TASK GOAL »
Find every line with the word "index" and give their count, nothing else.

SOURCE MATERIAL »
□ □ □
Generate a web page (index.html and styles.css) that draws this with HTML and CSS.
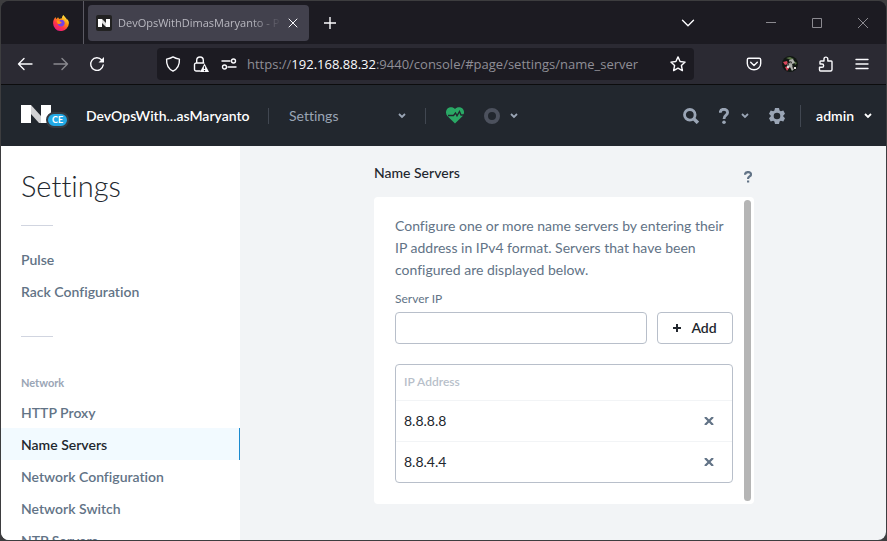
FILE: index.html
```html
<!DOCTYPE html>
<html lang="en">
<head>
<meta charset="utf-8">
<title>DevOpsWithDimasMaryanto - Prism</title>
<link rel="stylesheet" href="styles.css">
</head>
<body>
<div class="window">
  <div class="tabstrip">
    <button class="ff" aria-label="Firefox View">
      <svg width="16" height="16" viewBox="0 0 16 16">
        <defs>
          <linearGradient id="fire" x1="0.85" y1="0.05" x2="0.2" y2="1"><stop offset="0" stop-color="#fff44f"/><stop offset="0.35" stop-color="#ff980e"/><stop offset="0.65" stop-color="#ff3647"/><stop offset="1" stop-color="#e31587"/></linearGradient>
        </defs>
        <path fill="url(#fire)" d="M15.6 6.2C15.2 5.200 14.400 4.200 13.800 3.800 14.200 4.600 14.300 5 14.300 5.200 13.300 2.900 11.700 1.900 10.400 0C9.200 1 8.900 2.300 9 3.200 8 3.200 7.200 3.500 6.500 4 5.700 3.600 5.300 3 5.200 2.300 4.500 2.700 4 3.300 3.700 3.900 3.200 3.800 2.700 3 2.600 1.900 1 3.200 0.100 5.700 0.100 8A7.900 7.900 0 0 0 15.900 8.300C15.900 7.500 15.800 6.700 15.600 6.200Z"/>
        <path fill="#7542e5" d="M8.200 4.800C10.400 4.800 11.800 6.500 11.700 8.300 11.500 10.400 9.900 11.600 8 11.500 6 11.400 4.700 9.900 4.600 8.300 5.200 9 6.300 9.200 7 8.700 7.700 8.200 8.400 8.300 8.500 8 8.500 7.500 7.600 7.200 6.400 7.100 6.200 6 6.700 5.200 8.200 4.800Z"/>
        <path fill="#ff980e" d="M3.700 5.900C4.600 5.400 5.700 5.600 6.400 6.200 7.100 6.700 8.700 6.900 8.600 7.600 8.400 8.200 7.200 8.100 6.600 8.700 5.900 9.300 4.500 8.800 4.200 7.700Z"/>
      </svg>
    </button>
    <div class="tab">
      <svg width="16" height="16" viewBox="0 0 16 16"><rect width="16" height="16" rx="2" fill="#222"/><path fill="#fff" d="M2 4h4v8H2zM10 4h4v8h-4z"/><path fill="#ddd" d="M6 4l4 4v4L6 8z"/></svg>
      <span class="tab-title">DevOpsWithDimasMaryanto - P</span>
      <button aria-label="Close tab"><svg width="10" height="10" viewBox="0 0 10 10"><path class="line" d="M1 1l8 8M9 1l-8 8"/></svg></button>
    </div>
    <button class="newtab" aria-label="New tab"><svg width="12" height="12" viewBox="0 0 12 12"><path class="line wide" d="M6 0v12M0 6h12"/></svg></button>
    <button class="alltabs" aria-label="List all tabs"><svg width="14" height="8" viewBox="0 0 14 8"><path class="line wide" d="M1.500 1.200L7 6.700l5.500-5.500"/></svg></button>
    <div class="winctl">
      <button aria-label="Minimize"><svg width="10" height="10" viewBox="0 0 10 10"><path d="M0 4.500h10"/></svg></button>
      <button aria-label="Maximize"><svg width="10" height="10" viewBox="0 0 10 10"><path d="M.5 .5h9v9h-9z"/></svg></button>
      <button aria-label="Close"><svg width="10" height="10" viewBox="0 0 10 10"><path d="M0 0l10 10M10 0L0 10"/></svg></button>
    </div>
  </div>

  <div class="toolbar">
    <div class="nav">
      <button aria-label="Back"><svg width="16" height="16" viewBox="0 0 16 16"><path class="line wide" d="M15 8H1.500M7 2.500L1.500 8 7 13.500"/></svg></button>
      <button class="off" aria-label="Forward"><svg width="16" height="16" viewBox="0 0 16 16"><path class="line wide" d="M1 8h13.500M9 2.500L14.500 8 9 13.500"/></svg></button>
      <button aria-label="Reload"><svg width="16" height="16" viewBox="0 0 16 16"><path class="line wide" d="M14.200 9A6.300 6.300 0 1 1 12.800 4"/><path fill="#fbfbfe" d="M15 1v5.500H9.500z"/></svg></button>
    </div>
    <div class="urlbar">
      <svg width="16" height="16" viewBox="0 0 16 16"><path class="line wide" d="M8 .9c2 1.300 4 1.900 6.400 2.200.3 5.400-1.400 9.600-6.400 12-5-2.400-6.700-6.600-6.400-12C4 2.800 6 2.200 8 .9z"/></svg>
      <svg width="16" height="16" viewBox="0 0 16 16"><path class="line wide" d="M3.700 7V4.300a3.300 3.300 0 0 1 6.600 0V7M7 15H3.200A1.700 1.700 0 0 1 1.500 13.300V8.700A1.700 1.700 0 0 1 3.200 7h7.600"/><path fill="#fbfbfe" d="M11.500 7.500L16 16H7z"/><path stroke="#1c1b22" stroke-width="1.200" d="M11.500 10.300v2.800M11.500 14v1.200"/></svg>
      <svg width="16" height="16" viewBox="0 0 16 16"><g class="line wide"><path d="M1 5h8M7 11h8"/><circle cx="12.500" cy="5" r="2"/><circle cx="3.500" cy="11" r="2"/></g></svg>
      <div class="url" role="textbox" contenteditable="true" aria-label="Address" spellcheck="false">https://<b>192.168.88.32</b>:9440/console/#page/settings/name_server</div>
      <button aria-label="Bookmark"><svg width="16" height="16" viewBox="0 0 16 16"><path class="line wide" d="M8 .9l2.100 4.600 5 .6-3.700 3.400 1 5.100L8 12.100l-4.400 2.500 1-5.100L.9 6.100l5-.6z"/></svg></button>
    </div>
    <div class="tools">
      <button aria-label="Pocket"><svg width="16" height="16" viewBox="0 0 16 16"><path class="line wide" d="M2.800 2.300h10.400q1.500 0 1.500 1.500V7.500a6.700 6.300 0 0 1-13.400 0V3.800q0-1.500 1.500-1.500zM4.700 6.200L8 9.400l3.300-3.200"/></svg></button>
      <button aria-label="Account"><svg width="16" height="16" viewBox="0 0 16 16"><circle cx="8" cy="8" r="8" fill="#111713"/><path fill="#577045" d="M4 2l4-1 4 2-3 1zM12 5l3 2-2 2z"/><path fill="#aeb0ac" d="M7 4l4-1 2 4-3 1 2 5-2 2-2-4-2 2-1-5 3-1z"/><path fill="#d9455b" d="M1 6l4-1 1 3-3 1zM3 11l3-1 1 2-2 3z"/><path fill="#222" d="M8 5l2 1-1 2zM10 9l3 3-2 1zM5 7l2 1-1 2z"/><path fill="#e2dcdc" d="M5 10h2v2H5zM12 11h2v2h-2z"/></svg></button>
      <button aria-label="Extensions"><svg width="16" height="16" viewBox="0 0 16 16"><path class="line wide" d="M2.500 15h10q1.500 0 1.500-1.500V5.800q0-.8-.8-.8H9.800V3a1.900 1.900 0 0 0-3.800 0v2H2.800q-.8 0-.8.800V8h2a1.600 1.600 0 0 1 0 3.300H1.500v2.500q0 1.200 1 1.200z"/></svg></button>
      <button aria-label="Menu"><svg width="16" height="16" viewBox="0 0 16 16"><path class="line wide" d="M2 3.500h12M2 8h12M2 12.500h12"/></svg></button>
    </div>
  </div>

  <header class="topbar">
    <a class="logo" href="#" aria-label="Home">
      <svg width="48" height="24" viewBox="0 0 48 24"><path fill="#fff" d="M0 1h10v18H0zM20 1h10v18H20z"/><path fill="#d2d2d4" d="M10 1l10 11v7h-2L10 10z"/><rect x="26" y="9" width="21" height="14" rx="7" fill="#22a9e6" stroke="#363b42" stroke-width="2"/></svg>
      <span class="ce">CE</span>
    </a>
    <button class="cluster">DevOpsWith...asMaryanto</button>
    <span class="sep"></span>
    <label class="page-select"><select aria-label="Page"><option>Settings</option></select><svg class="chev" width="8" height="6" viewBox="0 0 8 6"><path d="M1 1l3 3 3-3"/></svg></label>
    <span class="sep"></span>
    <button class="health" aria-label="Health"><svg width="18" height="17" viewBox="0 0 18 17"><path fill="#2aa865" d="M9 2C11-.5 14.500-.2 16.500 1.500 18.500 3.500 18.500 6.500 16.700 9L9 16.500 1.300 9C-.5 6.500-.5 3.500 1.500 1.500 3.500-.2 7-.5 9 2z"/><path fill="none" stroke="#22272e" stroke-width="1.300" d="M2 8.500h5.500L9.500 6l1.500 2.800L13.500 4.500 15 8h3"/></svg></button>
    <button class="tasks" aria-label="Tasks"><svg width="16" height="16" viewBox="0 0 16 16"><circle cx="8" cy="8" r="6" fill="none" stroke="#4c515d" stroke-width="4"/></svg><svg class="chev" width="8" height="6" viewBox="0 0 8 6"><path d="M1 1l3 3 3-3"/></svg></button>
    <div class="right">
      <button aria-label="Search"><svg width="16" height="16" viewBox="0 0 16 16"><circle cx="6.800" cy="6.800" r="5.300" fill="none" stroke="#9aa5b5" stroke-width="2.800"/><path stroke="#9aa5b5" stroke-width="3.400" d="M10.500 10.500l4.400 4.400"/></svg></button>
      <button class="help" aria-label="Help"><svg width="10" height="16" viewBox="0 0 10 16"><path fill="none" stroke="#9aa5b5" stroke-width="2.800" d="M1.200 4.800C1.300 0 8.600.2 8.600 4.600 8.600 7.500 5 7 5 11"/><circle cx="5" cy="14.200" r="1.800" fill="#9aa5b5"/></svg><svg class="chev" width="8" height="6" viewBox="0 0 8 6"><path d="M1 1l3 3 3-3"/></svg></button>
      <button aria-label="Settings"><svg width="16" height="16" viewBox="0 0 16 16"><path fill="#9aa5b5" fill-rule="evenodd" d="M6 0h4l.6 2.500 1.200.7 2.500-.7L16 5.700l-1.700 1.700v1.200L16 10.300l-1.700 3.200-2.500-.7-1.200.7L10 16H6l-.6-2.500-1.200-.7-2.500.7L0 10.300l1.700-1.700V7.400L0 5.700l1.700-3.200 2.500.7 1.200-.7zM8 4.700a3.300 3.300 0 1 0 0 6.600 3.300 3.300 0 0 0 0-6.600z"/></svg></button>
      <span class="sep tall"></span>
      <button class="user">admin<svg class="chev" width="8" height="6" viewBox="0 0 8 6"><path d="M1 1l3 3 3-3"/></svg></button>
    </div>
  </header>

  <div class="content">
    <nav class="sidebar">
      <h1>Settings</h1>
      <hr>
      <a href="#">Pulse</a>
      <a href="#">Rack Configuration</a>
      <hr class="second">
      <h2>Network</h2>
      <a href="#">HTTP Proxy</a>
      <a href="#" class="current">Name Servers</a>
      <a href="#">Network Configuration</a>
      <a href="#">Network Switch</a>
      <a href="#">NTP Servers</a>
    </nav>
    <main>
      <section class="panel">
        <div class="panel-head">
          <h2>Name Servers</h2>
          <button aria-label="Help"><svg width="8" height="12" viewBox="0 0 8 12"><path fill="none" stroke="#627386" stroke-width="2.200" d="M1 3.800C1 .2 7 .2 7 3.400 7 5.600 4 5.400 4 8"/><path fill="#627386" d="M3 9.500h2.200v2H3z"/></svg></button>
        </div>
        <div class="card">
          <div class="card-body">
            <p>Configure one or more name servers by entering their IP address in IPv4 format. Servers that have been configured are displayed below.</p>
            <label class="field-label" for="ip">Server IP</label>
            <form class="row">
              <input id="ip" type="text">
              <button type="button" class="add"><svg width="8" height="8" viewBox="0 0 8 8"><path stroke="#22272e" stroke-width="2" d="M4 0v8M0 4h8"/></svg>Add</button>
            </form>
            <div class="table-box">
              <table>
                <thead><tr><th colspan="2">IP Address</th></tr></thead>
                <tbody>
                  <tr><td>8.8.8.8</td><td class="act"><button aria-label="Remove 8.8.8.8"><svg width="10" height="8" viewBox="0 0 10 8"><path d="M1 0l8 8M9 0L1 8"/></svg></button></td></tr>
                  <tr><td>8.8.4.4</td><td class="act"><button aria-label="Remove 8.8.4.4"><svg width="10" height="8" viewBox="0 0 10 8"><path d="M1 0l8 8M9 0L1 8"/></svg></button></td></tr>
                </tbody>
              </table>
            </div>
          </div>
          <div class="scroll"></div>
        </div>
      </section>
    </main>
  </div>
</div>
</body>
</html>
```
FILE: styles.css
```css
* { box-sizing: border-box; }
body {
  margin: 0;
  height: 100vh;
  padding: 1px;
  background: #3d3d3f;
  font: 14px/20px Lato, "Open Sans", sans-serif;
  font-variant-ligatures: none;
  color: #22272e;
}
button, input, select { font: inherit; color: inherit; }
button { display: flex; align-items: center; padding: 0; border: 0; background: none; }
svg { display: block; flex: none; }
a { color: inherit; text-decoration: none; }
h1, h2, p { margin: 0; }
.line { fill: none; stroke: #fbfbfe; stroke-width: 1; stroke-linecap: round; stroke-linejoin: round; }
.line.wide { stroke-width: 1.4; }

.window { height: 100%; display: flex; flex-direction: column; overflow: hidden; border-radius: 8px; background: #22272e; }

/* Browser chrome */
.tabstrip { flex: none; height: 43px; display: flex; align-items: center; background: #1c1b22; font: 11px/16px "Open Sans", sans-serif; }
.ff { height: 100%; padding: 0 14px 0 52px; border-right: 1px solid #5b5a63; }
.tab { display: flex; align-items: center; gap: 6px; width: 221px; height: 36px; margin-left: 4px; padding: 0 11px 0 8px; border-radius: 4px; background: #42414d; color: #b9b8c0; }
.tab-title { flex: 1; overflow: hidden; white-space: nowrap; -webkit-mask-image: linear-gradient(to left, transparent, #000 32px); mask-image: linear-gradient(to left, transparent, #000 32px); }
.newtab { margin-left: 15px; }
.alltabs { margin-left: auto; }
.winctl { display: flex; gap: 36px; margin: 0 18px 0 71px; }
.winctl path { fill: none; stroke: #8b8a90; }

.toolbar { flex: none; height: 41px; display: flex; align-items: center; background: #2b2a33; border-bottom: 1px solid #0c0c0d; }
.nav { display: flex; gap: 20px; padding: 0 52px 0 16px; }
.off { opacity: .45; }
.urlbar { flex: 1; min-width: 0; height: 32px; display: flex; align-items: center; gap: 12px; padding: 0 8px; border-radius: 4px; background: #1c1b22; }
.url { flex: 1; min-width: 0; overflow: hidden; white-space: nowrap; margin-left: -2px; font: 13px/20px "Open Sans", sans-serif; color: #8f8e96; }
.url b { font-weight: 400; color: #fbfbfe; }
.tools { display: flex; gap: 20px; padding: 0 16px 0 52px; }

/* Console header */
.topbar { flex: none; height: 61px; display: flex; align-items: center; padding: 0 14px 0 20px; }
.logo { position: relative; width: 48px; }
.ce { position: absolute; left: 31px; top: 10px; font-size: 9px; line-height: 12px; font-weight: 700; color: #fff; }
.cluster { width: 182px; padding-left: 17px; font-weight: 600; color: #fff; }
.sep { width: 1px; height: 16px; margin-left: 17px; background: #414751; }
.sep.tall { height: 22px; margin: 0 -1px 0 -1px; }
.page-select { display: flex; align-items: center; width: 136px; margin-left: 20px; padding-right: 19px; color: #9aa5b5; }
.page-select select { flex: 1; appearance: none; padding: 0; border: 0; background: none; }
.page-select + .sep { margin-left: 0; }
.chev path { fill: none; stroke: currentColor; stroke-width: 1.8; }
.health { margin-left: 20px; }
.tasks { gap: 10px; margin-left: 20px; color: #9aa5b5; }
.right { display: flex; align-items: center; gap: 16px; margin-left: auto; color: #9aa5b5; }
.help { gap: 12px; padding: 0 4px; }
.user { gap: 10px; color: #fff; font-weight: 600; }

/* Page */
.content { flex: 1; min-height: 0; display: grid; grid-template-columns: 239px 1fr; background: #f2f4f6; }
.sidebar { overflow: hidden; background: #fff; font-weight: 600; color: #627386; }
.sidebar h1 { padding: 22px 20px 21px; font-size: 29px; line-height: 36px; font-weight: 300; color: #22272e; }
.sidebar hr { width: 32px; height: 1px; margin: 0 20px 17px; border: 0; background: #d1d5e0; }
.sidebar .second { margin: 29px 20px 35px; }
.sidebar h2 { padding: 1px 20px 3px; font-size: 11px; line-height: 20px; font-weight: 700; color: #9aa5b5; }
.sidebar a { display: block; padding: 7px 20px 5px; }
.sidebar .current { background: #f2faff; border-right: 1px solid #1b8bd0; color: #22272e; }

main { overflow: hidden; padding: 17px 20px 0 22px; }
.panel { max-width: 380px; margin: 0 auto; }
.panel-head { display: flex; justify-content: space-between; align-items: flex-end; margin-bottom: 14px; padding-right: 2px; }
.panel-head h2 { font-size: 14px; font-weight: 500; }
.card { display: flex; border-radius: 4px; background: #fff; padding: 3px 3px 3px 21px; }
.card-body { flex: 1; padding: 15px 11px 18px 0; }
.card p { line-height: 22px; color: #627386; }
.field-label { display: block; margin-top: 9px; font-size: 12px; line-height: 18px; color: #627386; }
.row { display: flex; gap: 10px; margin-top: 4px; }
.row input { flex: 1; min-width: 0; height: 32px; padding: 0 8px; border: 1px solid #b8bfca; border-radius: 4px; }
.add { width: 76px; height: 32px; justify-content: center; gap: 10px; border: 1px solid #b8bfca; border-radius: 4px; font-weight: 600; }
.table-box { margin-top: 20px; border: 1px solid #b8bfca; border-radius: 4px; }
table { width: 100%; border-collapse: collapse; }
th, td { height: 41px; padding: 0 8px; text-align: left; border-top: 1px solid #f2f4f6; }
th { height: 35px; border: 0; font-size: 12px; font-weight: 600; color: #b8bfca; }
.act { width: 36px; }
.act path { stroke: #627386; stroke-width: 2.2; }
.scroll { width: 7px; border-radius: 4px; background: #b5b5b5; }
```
□ □ □
WORKED ANSWER »
2